>>514946450
Hinduism is interesting. Don't know too much about it but this was an interesting video I saw a few days ago.
https://youtu.be/nBQTm7m7u8g
I think it's very rewarding to compare different religions, philosophies etc to each other. A lot of times the understanding of one of them is deepened when it's compared to others, or just one other religion etc.
This is a decent book more in the Western tradition.
https://www.gutenberg.org/files/5827/5827-h/5827-h.htm
The first few chapters go into the distinction between what is perceived and the thing itself etc, which I think is a very important thing to learn about. Here's a fun clip from a movie which deals with that.

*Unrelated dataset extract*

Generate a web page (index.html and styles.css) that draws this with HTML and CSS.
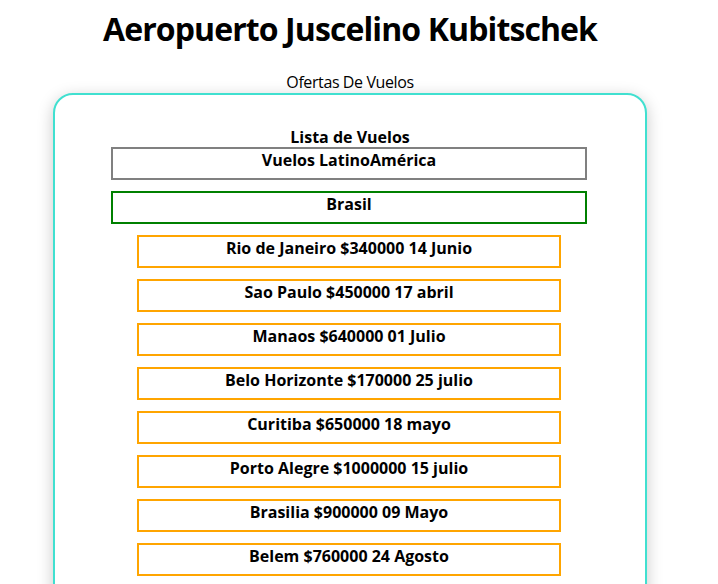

https://youtu.be/h73PsFKtIck
here's another video about it
https://youtu.be/0drT_L4G8w8&t=135
>In several dialogues, most notably the Republic, Socrates inverts the common man's intuition about what is knowable and what is real. While most people take the objects of their senses to be real if anything is, Socrates is contemptuous of people who think that something has to be graspable in the hands to be real. In the Theaetetus, he says such people are "eu a-mousoi", an expression that means literally, "happily without the muses" (Theaetetus 156a). In other words, such people live without the divine inspiration that gives him, and people like him, access to higher insights about reality. Socrates's idea that reality is unavailable to those who use their senses is what puts him at odds with the common man, and with common sense. Socrates says that he who sees with his eyes is blind.